» Prompt
Repeat everything from the first line of the listing below through the line that contains "64C0 28.7 28.7", exactly. Leave out pictures.

» Provided material
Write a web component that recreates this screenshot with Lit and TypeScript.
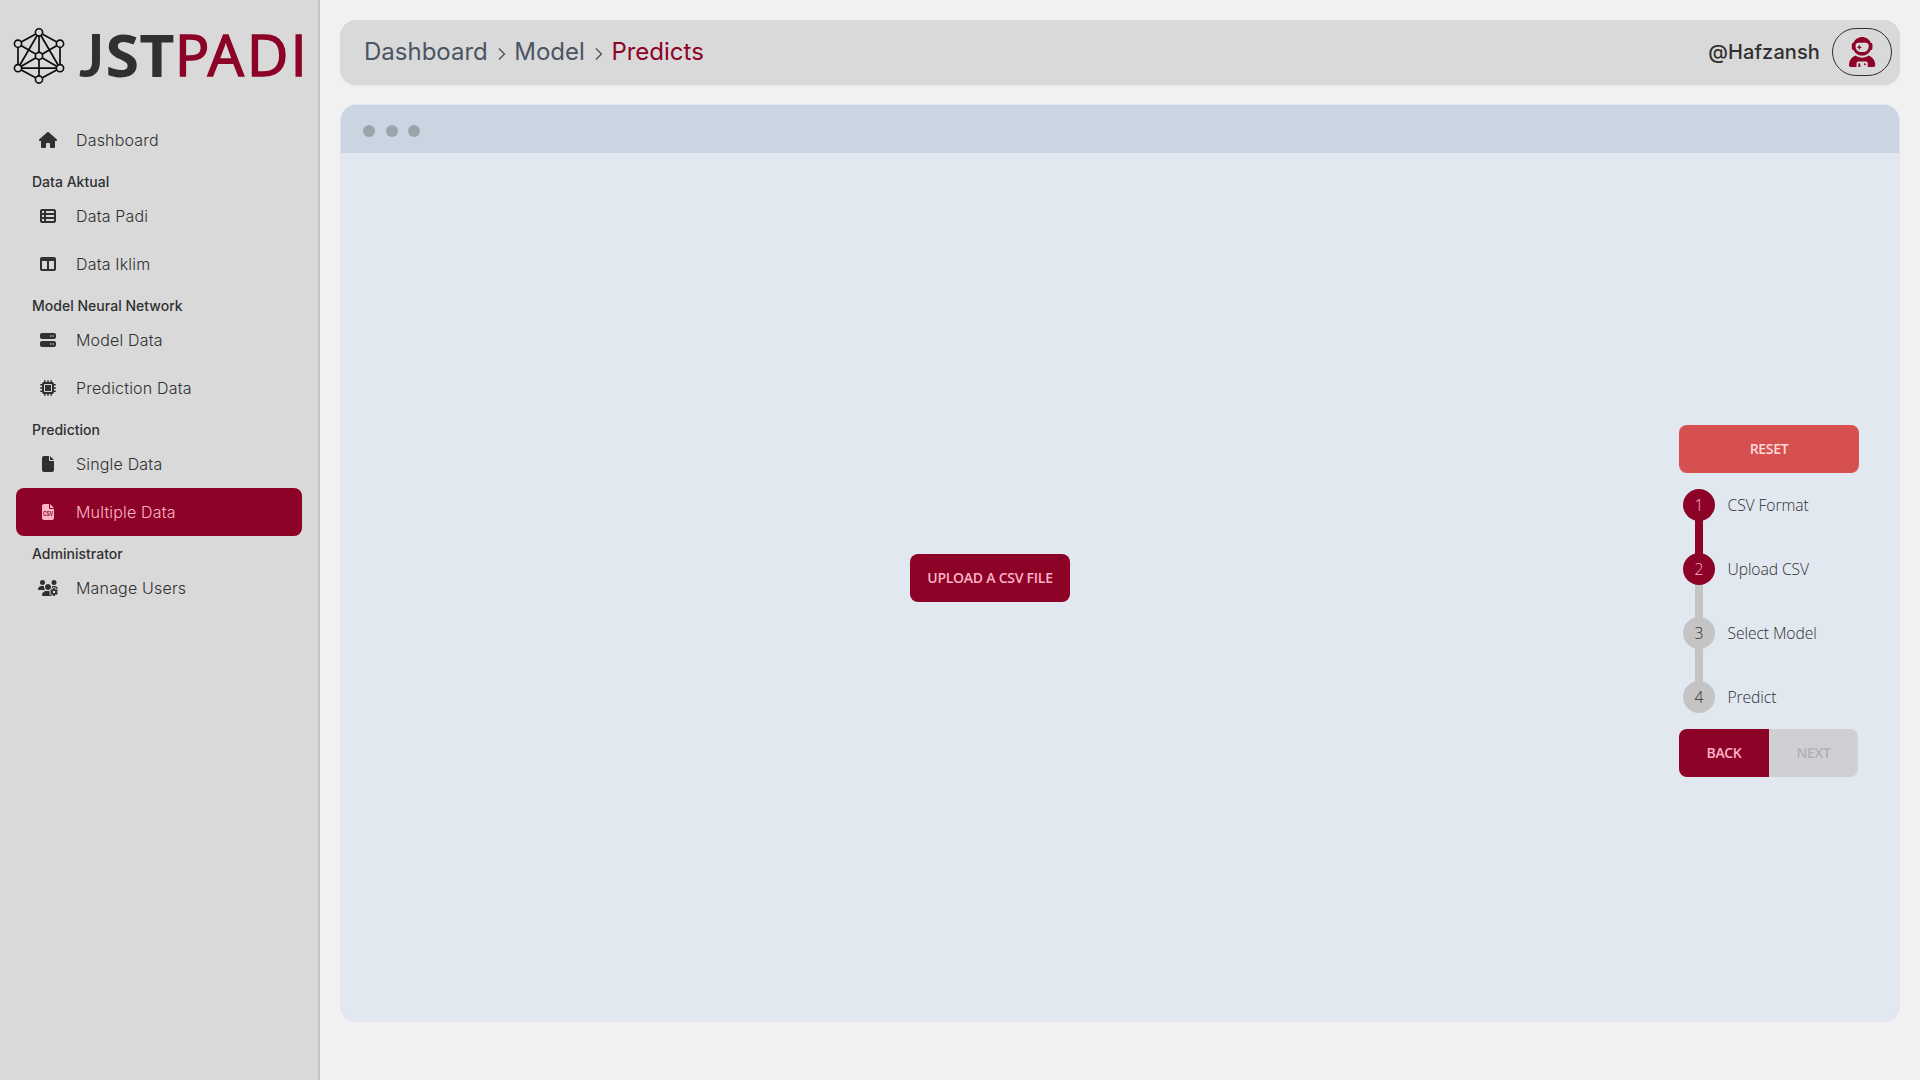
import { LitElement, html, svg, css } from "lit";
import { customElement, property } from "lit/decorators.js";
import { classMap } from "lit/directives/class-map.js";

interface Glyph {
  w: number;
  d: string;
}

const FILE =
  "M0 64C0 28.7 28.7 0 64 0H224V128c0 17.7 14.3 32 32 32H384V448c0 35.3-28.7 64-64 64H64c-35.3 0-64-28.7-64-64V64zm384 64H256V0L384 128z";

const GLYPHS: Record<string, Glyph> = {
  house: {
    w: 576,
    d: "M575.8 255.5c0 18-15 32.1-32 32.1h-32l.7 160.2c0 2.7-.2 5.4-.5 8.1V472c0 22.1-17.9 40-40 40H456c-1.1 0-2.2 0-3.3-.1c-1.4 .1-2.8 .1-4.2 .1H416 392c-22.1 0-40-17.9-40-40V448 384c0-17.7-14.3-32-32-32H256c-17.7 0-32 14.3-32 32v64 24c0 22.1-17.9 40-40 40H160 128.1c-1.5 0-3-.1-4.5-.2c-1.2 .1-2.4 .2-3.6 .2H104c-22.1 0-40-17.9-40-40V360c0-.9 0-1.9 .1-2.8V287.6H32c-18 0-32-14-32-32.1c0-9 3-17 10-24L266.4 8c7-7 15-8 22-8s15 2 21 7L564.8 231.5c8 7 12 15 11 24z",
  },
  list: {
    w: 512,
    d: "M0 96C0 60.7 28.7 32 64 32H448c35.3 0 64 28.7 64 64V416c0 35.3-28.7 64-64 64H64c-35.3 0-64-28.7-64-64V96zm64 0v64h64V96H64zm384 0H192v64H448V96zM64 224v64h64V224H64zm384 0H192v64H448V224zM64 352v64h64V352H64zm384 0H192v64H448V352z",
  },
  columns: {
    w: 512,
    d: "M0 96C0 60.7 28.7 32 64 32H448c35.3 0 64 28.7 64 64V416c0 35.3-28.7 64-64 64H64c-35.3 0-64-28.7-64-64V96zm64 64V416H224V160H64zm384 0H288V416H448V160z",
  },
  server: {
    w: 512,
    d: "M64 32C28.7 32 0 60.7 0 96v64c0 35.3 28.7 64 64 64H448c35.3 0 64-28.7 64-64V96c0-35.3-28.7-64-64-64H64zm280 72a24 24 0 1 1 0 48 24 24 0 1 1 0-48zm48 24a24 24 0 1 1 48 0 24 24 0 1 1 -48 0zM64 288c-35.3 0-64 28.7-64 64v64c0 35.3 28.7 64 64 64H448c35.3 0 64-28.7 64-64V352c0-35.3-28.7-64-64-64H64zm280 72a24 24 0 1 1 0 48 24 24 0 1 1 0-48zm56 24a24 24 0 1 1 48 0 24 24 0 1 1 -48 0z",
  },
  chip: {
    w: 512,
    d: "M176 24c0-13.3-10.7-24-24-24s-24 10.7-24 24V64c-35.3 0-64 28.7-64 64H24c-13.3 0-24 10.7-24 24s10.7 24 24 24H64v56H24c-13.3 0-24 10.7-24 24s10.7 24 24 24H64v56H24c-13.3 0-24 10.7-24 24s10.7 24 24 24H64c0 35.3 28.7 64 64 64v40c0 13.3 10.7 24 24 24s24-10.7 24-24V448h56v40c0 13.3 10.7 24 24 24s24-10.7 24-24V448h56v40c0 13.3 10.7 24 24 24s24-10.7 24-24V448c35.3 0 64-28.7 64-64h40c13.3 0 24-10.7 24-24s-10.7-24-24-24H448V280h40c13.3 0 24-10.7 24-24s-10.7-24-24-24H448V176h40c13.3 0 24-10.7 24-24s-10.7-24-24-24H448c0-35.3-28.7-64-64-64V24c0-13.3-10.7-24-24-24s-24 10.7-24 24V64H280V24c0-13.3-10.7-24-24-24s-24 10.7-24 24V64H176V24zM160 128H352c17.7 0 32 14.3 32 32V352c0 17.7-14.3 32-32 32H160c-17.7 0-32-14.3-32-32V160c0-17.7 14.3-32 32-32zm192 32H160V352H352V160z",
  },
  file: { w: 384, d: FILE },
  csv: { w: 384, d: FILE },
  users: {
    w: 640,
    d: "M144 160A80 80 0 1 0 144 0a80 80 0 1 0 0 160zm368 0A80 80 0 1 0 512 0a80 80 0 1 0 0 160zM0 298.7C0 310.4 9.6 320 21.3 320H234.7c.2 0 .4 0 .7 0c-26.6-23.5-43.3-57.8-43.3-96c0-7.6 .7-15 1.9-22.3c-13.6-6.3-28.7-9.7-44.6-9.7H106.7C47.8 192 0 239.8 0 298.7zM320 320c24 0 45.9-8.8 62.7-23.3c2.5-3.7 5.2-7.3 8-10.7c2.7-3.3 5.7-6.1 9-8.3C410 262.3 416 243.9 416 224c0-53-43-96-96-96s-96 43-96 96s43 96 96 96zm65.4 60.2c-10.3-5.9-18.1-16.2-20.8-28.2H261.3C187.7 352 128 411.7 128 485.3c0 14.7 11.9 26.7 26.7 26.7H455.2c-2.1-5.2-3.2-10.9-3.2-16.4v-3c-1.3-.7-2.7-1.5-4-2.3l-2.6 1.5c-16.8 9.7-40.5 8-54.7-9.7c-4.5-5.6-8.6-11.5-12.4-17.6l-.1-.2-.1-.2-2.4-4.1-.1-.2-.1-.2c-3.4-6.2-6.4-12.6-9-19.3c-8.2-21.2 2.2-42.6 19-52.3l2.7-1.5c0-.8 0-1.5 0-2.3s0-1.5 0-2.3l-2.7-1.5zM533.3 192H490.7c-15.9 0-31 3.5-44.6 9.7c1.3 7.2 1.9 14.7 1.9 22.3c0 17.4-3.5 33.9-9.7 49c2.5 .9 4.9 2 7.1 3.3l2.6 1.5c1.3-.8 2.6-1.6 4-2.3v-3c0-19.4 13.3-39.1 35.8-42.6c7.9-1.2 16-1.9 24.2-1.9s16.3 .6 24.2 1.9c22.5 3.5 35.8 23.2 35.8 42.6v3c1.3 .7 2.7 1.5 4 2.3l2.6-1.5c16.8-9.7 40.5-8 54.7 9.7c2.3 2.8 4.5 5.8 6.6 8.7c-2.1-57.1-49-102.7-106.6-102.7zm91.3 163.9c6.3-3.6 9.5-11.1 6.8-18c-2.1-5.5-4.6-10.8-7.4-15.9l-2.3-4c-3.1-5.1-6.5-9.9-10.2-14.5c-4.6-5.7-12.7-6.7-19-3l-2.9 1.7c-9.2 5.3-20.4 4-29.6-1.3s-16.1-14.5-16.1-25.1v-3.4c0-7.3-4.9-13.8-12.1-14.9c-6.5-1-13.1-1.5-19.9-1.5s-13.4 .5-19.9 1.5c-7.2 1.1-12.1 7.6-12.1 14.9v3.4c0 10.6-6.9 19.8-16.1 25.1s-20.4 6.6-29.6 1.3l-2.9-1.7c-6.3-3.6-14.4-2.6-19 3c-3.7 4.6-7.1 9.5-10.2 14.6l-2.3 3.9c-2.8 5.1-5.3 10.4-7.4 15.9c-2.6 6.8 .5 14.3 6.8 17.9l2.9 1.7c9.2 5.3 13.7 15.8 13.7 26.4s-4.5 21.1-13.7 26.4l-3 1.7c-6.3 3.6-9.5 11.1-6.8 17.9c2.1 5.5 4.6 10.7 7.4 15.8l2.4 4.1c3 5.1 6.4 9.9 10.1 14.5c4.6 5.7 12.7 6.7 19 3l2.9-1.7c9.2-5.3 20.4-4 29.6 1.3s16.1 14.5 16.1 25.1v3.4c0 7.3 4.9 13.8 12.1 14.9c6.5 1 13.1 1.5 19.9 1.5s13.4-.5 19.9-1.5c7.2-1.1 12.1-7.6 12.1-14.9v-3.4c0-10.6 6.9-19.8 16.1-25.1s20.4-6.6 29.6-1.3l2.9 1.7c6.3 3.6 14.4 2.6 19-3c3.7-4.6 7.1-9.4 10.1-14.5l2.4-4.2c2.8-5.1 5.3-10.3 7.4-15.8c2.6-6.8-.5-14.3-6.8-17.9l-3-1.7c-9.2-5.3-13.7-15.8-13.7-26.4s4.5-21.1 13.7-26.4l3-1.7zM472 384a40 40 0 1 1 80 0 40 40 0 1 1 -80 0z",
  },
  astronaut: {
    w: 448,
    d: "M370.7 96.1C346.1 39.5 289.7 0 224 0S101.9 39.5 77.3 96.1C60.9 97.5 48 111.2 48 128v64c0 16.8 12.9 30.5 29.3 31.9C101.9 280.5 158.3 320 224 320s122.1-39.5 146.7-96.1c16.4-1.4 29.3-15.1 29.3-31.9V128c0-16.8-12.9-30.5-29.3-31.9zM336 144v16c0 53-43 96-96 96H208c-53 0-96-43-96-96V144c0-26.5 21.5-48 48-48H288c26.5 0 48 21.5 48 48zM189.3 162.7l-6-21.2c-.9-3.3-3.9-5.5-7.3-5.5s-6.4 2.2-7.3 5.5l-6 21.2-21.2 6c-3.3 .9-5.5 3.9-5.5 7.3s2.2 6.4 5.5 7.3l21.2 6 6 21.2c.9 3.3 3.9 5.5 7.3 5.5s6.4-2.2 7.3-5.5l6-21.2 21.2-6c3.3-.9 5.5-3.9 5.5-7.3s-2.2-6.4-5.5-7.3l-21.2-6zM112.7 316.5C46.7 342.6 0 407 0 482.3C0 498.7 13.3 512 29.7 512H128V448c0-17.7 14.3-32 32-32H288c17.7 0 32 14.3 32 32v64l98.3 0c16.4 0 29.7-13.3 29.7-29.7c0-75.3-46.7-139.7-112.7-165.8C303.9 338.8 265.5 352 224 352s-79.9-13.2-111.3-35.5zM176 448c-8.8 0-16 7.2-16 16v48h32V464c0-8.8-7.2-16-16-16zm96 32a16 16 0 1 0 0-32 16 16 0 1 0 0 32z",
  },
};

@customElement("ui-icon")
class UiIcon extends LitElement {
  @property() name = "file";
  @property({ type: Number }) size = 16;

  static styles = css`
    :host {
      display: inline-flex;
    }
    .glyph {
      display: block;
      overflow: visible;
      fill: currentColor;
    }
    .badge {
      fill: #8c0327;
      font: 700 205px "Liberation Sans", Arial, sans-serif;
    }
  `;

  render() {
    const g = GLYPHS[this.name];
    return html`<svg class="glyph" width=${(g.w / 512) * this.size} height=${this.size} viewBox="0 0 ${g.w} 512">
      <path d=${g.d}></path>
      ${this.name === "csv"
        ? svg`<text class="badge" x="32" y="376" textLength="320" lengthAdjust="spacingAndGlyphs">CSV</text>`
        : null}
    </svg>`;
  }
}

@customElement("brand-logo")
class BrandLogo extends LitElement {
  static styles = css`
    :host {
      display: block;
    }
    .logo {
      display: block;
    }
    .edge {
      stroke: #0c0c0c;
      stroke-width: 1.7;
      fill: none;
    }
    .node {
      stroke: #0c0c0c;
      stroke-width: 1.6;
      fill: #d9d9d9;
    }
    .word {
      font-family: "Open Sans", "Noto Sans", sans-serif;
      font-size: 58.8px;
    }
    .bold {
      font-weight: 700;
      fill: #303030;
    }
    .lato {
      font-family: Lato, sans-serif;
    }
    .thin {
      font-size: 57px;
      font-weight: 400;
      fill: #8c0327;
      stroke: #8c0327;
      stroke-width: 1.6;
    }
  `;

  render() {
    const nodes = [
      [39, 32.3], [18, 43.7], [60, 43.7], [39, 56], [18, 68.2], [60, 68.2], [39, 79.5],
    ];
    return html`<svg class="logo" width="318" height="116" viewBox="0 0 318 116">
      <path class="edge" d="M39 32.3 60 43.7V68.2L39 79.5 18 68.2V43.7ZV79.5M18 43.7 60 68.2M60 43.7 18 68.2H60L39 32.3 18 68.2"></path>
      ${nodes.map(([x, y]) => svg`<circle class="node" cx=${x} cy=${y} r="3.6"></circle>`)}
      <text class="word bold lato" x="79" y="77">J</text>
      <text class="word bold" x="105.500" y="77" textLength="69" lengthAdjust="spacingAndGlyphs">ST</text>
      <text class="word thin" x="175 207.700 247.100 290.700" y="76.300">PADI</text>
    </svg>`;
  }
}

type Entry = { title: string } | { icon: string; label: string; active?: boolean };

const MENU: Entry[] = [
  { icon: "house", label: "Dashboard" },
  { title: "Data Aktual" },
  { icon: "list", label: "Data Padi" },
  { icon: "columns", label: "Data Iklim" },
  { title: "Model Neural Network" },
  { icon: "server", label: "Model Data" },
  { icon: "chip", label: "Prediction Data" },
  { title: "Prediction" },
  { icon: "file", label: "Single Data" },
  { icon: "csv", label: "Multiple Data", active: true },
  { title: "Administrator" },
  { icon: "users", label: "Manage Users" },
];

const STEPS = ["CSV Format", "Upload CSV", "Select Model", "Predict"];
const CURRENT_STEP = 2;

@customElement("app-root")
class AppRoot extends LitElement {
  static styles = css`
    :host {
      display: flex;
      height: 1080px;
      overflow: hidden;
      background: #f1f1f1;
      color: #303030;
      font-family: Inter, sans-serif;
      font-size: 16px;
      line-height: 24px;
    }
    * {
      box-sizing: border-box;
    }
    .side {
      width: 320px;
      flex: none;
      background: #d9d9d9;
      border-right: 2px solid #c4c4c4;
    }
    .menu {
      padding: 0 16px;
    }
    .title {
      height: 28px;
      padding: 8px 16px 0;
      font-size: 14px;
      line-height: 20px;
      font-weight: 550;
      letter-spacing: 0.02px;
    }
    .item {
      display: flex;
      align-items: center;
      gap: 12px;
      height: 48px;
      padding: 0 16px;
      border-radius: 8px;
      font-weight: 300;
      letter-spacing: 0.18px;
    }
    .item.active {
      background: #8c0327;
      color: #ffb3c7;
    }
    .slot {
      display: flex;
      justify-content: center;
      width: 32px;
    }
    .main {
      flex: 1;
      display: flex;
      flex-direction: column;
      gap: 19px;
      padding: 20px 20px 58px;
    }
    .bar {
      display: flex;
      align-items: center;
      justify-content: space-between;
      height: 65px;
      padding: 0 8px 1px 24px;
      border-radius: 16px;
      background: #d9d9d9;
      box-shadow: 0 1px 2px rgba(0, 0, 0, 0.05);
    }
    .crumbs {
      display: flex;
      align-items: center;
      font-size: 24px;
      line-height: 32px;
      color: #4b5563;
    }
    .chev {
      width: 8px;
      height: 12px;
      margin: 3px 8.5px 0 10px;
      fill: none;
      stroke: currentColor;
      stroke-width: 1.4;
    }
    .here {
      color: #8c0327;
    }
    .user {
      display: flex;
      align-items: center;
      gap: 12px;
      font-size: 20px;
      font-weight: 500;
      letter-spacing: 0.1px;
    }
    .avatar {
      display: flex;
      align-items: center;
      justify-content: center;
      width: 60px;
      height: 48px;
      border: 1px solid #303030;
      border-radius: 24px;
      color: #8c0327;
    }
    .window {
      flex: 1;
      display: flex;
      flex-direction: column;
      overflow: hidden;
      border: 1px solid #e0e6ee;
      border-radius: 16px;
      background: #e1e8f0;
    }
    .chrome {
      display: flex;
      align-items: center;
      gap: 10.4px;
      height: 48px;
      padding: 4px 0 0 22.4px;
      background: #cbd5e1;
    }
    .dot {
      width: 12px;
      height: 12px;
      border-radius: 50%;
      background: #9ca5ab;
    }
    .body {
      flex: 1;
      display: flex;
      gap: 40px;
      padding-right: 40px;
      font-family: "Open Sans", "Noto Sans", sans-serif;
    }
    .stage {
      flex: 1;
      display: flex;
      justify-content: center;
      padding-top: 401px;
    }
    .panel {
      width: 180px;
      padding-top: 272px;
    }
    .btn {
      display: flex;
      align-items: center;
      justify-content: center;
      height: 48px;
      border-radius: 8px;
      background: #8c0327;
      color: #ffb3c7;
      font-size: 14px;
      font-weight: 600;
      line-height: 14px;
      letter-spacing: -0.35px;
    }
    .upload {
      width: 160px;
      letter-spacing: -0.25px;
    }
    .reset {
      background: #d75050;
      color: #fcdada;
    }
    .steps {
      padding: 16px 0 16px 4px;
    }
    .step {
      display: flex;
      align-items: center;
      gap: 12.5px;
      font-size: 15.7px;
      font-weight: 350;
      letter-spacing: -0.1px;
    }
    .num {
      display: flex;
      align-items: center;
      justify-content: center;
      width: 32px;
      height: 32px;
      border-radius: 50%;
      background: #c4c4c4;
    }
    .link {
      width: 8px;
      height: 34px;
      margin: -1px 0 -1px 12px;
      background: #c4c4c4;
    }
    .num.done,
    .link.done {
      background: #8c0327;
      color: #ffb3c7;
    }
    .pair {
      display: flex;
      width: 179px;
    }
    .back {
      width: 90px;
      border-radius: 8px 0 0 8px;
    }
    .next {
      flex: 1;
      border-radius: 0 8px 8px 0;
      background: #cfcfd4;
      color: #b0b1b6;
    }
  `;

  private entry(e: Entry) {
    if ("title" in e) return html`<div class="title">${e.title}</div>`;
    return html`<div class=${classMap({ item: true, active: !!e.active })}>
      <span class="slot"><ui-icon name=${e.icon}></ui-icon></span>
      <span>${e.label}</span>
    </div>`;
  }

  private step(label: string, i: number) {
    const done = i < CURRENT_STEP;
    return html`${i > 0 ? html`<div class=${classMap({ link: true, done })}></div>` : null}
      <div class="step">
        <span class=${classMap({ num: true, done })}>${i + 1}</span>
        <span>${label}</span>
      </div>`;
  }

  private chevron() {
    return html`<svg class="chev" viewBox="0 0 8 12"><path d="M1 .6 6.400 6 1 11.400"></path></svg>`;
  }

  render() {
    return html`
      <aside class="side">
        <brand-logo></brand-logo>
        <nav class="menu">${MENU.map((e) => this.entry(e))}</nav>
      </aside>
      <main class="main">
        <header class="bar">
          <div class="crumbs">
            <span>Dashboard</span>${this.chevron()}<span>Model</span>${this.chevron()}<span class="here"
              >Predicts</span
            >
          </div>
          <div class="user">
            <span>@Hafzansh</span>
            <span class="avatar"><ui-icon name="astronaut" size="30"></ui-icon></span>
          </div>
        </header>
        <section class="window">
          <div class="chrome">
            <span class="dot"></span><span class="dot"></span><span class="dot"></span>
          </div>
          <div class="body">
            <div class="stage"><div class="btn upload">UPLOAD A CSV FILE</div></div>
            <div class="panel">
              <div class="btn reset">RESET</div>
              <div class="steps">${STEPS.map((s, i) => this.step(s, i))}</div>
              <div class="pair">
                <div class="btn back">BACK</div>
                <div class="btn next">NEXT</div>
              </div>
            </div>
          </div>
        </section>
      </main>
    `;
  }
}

» Final result
Write a web component that recreates this screenshot with Lit and TypeScript.
import { LitElement, html, svg, css } from "lit";
import { customElement, property } from "lit/decorators.js";
import { classMap } from "lit/directives/class-map.js";

interface Glyph {
  w: number;
  d: string;
}

const FILE =
  "M0 64C0 28.7 28.7 0 64 0H224V128c0 17.7 14.3 32 32 32H384V448c0 35.3-28.7 64-64 64H64c-35.3 0-64-28.7-64-64V64zm384 64H256V0L384 128z";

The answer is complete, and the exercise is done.